┌─ INFORMATION SHOWN
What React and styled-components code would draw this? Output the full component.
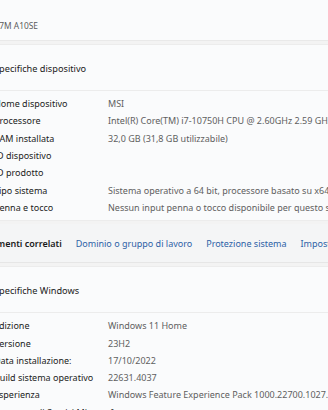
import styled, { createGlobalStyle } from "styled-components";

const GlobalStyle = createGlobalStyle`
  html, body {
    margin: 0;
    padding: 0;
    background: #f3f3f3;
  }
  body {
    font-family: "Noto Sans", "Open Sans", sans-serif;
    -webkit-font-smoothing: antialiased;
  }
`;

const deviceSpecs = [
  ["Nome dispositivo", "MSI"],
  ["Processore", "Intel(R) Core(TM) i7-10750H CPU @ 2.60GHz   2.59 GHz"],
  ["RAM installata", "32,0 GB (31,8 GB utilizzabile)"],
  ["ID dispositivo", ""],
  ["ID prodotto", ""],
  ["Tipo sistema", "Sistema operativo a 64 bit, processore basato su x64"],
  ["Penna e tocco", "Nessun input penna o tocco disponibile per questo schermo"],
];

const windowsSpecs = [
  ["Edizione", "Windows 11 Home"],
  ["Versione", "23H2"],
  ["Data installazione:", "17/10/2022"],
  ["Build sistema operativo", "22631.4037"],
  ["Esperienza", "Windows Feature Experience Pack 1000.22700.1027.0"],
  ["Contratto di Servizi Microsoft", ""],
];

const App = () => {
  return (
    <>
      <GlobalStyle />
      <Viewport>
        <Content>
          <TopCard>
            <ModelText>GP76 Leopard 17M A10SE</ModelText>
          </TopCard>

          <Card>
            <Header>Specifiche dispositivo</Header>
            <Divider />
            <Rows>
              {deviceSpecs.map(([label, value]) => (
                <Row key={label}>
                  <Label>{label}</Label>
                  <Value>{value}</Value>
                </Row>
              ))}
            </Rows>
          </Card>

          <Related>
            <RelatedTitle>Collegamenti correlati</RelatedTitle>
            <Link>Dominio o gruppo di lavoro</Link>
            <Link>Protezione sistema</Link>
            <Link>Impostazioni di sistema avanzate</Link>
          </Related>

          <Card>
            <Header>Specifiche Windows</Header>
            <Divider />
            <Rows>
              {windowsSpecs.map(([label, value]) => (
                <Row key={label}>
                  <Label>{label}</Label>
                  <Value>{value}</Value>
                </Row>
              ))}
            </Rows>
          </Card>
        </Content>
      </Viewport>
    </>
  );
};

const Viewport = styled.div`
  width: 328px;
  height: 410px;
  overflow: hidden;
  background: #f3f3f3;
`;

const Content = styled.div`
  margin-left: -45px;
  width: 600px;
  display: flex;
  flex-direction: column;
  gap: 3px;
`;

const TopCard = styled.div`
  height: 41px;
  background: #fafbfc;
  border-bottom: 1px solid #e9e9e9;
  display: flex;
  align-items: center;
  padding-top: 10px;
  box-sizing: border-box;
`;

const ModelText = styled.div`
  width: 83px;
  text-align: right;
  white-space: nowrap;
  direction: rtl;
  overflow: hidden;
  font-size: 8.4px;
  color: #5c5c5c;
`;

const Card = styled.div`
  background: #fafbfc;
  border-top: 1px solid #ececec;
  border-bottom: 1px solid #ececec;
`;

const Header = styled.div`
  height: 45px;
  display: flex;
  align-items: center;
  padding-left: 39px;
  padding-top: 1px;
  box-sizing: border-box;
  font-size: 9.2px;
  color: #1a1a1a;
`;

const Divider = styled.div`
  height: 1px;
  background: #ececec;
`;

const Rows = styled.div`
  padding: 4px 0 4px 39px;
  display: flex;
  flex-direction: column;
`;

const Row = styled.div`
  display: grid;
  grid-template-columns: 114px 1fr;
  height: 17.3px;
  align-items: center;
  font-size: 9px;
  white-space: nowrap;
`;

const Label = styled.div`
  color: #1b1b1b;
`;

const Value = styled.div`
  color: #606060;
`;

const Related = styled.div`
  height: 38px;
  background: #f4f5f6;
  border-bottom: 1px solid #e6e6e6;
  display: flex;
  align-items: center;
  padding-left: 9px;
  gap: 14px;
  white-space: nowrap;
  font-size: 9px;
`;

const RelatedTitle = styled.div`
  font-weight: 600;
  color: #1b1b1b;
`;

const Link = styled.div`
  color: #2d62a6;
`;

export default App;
└─
## GIVEN REQUEST
Scan the material above for the string "components" and report each line where you find it.

## EXERCISE SOLUTION
What React and styled-components code would draw this? Output the full component.
import styled, { createGlobalStyle } from "styled-components";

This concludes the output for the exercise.